## SUPPLIED MATERIAL

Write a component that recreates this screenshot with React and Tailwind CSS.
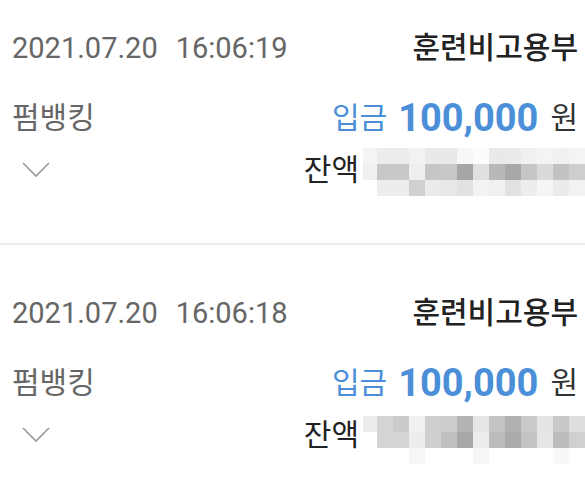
const font = { fontFamily: '"Roboto", "Noto Sans CJK KR", sans-serif' };

const items = [
  {
    date: "2021.07.20",
    time: "16:06:19",
    name: "훈련비고용부",
    method: "펌뱅킹",
    amount: "100,000",
    first: true,
    blurTop: 3,
    blur: [
      ["#f4f4f4", "#ececec", "#ececec", "#f2f2f2", "#e9e9e9", "#e9e9e9", "#f7f7f7", "#fcfcfc", "#e9e9e9", "#ebebeb", "#f0f0f0", "#f4f4f4", "#f1f1f1", "#f4f4f4"],
      ["#f0f0f0", "#c8c8c8", "#c8c8c8", "#eeeeee", "#c6c6c6", "#c8c8c8", "#a6a6a6", "#e0e0e0", "#b8b8b8", "#a8a8a8", "#c6c6c6", "#dadada", "#c2c2c2", "#cecece"],
      ["#ffffff", "#ededed", "#ededed", "#d0d0d0", "#ebebeb", "#e8e8e8", "#e2e2e2", "#f3f3f3", "#f0f0f0", "#e2e2e2", "#ededed", "#f5f5f5", "#ebebeb", "#f2f2f2"],
    ],
  },
  {
    date: "2021.07.20",
    time: "16:06:18",
    name: "훈련비고용부",
    method: "펌뱅킹",
    amount: "100,000",
    first: false,
    blurTop: 10,
    blur: [
      ["#ededed", "#d4d4d4", "#cbcbcb", "#f0f0f0", "#cfcfcf", "#cdcdcd", "#b4b4b4", "#e6e6e6", "#c4c4c4", "#b0b0b0", "#cacaca", "#e4e4e4", "#c8c8c8", "#dedede"],
      ["#ffffff", "#d4d4d4", "#d4d4d4", "#ededed", "#cfcfcf", "#c0c0c0", "#a8a8a8", "#ececec", "#bcbcbc", "#aaaaaa", "#c4c4c4", "#e6e6e6", "#bcbcbc", "#d0d0d0"],
      ["#ffffff", "#ffffff", "#ffffff", "#f6f6f6", "#ffffff", "#ffffff", "#ffffff", "#f6f6f6", "#ffffff", "#ffffff", "#ffffff", "#ffffff", "#f8f8f8", "#ffffff"],
    ],
  },
];

function Chevron() {
  return (
    <svg width="28" height="16" viewBox="0 0 28 16" fill="none">
      <polyline points="1,1 14,14 27,1" stroke="#9a9a9a" strokeWidth="1.6" />
    </svg>
  );
}

function Blurred({ rows, top }) {
  return (
    <div className="flex flex-col self-start ml-[4px]" style={{ marginTop: top }}>
      {rows.map((row, i) => (
        <div key={i} className="flex h-[16px]">
          {row.map((c, j) => (
            <div
              key={j}
              className={j === 0 ? "w-[14px] h-full" : "w-[16px] h-full shrink-0"}
              style={{ backgroundColor: c }}
            />
          ))}
        </div>
      ))}
    </div>
  );
}

function Item({ item }) {
  return (
    <div className={item.first ? "pt-[24px] pb-[43px] pl-[12px] pr-[7px]" : "pt-[44px] pl-[12px] pr-[7px]"}>
      <div className="flex h-[48px] items-center justify-between">
        <div className="text-[29px] text-[#666666] leading-none">
          <span>{item.date}</span>
          <span className="ml-[18px]">{item.time}</span>
        </div>
        <div className="text-[30px] font-medium text-[#222222] leading-none">{item.name}</div>
      </div>
      <div className="mt-[24px] flex h-[44px] items-center justify-between">
        <div className="text-[30px] text-[#666666] leading-none">{item.method}</div>
        <div className="flex items-center leading-none">
          <span className="text-[30px] text-[#4a8fd8]">입금</span>
          <span className="ml-[11px] text-[38px] font-bold text-[#4a8fd8]">{item.amount}</span>
          <span className="ml-[12px] text-[30px] text-[#333333]">원</span>
        </div>
      </div>
      <div className="flex h-[60px] items-center justify-between">
        <div className="pl-[10px]">
          <Chevron />
        </div>
        <div className="flex items-center -mr-[7px]">
          <span className="text-[30px] text-[#222222] leading-none">잔액</span>
          <Blurred rows={item.blur} top={item.blurTop} />
        </div>
      </div>
    </div>
  );
}

export default function App() {
  return (
    <div className="w-[585px] h-[496px] overflow-hidden bg-white" style={font}>
      <Item item={items[0]} />
      <div className="h-[2px] bg-[#ebebeb]" />
      <Item item={items[1]} />
    </div>
  );
}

## WHAT IS NEEDED
Keep the pictures out of the copy and return the rest of the data above exactly.

## FULL RESPONSE
Write a component that recreates this screenshot with React and Tailwind CSS.
const font = { fontFamily: '"Roboto", "Noto Sans CJK KR", sans-serif' };

const items = [
  {
    date: "2021.07.20",
    time: "16:06:19",
    name: "훈련비고용부",
    method: "펌뱅킹",
    amount: "100,000",
    first: true,
    blurTop: 3,
    blur: [
      ["#f4f4f4", "#ececec", "#ececec", "#f2f2f2", "#e9e9e9", "#e9e9e9", "#f7f7f7", "#fcfcfc", "#e9e9e9", "#ebebeb", "#f0f0f0", "#f4f4f4", "#f1f1f1", "#f4f4f4"],
      ["#f0f0f0", "#c8c8c8", "#c8c8c8", "#eeeeee", "#c6c6c6", "#c8c8c8", "#a6a6a6", "#e0e0e0", "#b8b8b8", "#a8a8a8", "#c6c6c6", "#dadada", "#c2c2c2", "#cecece"],
      ["#ffffff", "#ededed", "#ededed", "#d0d0d0", "#ebebeb", "#e8e8e8", "#e2e2e2", "#f3f3f3", "#f0f0f0", "#e2e2e2", "#ededed", "#f5f5f5", "#ebebeb", "#f2f2f2"],
    ],
  },
  {
    date: "2021.07.20",
    time: "16:06:18",
    name: "훈련비고용부",
    method: "펌뱅킹",
    amount: "100,000",
    first: false,
    blurTop: 10,
    blur: [
      ["#ededed", "#d4d4d4", "#cbcbcb", "#f0f0f0", "#cfcfcf", "#cdcdcd", "#b4b4b4", "#e6e6e6", "#c4c4c4", "#b0b0b0", "#cacaca", "#e4e4e4", "#c8c8c8", "#dedede"],
      ["#ffffff", "#d4d4d4", "#d4d4d4", "#ededed", "#cfcfcf", "#c0c0c0", "#a8a8a8", "#ececec", "#bcbcbc", "#aaaaaa", "#c4c4c4", "#e6e6e6", "#bcbcbc", "#d0d0d0"],
      ["#ffffff", "#ffffff", "#ffffff", "#f6f6f6", "#ffffff", "#ffffff", "#ffffff", "#f6f6f6", "#ffffff", "#ffffff", "#ffffff", "#ffffff", "#f8f8f8", "#ffffff"],
    ],
  },
];

function Chevron() {
  return (
    <svg width="28" height="16" viewBox="0 0 28 16" fill="none">
      <polyline points="1,1 14,14 27,1" stroke="#9a9a9a" strokeWidth="1.6" />
    </svg>
  );
}

function Blurred({ rows, top }) {
  return (
    <div className="flex flex-col self-start ml-[4px]" style={{ marginTop: top }}>
      {rows.map((row, i) => (
        <div key={i} className="flex h-[16px]">
          {row.map((c, j) => (
            <div
              key={j}
              className={j === 0 ? "w-[14px] h-full" : "w-[16px] h-full shrink-0"}
              style={{ backgroundColor: c }}
            />
          ))}
        </div>
      ))}
    </div>
  );
}

function Item({ item }) {
  return (
    <div className={item.first ? "pt-[24px] pb-[43px] pl-[12px] pr-[7px]" : "pt-[44px] pl-[12px] pr-[7px]"}>
      <div className="flex h-[48px] items-center justify-between">
        <div className="text-[29px] text-[#666666] leading-none">
          <span>{item.date}</span>
          <span className="ml-[18px]">{item.time}</span>
        </div>
        <div className="text-[30px] font-medium text-[#222222] leading-none">{item.name}</div>
      </div>
      <div className="mt-[24px] flex h-[44px] items-center justify-between">
        <div className="text-[30px] text-[#666666] leading-none">{item.method}</div>
        <div className="flex items-center leading-none">
          <span className="text-[30px] text-[#4a8fd8]">입금</span>
          <span className="ml-[11px] text-[38px] font-bold text-[#4a8fd8]">{item.amount}</span>
          <span className="ml-[12px] text-[30px] text-[#333333]">원</span>
        </div>
      </div>
      <div className="flex h-[60px] items-center justify-between">
        <div className="pl-[10px]">
          <Chevron />
        </div>
        <div className="flex items-center -mr-[7px]">
          <span className="text-[30px] text-[#222222] leading-none">잔액</span>
          <Blurred rows={item.blur} top={item.blurTop} />
        </div>
      </div>
    </div>
  );
}

export default function App() {
  return (
    <div className="w-[585px] h-[496px] overflow-hidden bg-white" style={font}>
      <Item item={items[0]} />
      <div className="h-[2px] bg-[#ebebeb]" />
      <Item item={items[1]} />
    </div>
  );
}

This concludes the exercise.